§ **DATA PROVIDED**
● ● ●

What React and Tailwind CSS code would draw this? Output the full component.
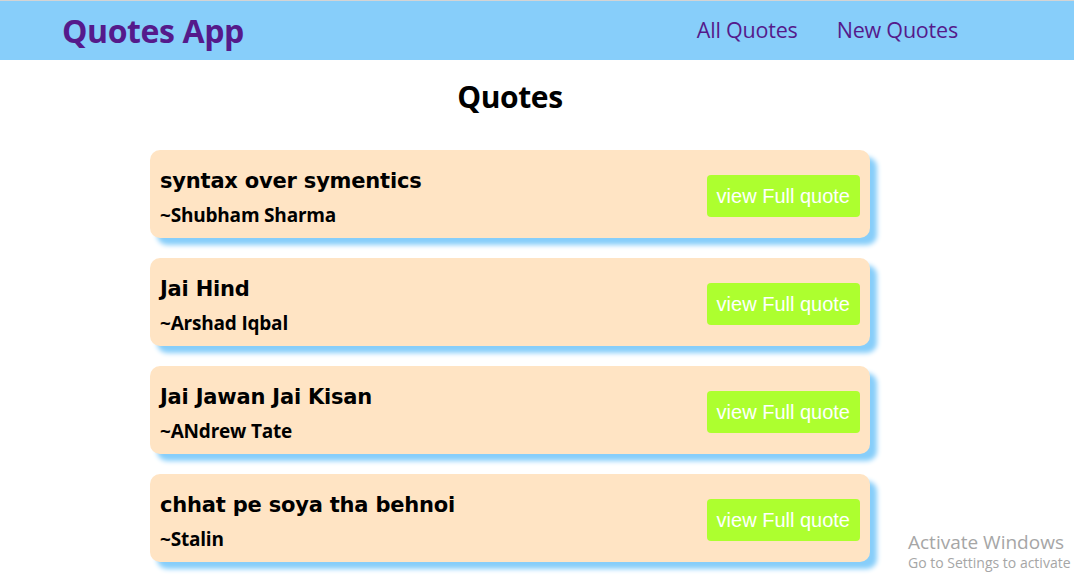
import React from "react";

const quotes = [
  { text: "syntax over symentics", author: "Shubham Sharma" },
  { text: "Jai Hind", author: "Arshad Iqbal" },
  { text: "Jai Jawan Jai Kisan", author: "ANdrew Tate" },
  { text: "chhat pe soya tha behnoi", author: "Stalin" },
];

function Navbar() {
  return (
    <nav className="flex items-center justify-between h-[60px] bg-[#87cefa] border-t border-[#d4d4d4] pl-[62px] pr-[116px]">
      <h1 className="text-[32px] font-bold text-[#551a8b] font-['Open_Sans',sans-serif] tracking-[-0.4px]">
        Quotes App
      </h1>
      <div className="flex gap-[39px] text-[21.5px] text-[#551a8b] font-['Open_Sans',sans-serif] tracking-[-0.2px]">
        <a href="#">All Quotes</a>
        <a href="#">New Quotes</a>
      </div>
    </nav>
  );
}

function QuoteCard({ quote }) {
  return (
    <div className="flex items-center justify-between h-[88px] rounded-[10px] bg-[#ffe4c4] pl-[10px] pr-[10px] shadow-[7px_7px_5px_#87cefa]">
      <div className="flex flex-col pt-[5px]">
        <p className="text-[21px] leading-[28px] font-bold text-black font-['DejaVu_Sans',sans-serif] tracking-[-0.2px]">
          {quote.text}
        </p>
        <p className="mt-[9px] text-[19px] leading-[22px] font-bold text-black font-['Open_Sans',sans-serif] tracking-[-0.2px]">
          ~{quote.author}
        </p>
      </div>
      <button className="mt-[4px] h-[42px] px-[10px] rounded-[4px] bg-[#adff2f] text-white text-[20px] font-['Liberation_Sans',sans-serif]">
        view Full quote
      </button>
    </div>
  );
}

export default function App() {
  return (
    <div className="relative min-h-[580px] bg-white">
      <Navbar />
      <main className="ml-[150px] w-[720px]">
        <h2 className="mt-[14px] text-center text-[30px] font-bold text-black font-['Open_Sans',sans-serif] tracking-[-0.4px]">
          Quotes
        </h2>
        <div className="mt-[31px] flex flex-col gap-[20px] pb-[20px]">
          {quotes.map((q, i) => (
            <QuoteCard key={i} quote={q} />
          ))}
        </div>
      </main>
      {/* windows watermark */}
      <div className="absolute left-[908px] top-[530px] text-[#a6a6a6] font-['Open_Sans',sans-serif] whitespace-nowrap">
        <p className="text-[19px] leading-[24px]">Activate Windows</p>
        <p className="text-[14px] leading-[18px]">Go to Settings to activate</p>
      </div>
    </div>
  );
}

● ● ●

§ **PROBLEM DETAILS**
Reproduce every line of the material precisely, omitting its pictures.

§ **FULL RESPONSE**
What React and Tailwind CSS code would draw this? Output the full component.
import React from "react";

const quotes = [
  { text: "syntax over symentics", author: "Shubham Sharma" },
  { text: "Jai Hind", author: "Arshad Iqbal" },
  { text: "Jai Jawan Jai Kisan", author: "ANdrew Tate" },
  { text: "chhat pe soya tha behnoi", author: "Stalin" },
];

function Navbar() {
  return (
    <nav className="flex items-center justify-between h-[60px] bg-[#87cefa] border-t border-[#d4d4d4] pl-[62px] pr-[116px]">
      <h1 className="text-[32px] font-bold text-[#551a8b] font-['Open_Sans',sans-serif] tracking-[-0.4px]">
        Quotes App
      </h1>
      <div className="flex gap-[39px] text-[21.5px] text-[#551a8b] font-['Open_Sans',sans-serif] tracking-[-0.2px]">
        <a href="#">All Quotes</a>
        <a href="#">New Quotes</a>
      </div>
    </nav>
  );
}

function QuoteCard({ quote }) {
  return (
    <div className="flex items-center justify-between h-[88px] rounded-[10px] bg-[#ffe4c4] pl-[10px] pr-[10px] shadow-[7px_7px_5px_#87cefa]">
      <div className="flex flex-col pt-[5px]">
        <p className="text-[21px] leading-[28px] font-bold text-black font-['DejaVu_Sans',sans-serif] tracking-[-0.2px]">
          {quote.text}
        </p>
        <p className="mt-[9px] text-[19px] leading-[22px] font-bold text-black font-['Open_Sans',sans-serif] tracking-[-0.2px]">
          ~{quote.author}
        </p>
      </div>
      <button className="mt-[4px] h-[42px] px-[10px] rounded-[4px] bg-[#adff2f] text-white text-[20px] font-['Liberation_Sans',sans-serif]">
        view Full quote
      </button>
    </div>
  );
}

export default function App() {
  return (
    <div className="relative min-h-[580px] bg-white">
      <Navbar />
      <main className="ml-[150px] w-[720px]">
        <h2 className="mt-[14px] text-center text-[30px] font-bold text-black font-['Open_Sans',sans-serif] tracking-[-0.4px]">
          Quotes
        </h2>
        <div className="mt-[31px] flex flex-col gap-[20px] pb-[20px]">
          {quotes.map((q, i) => (
            <QuoteCard key={i} quote={q} />
          ))}
        </div>
      </main>
      {/* windows watermark */}
      <div className="absolute left-[908px] top-[530px] text-[#a6a6a6] font-['Open_Sans',sans-serif] whitespace-nowrap">
        <p className="text-[19px] leading-[24px]">Activate Windows</p>
        <p className="text-[14px] leading-[18px]">Go to Settings to activate</p>
      </div>
    </div>
  );
}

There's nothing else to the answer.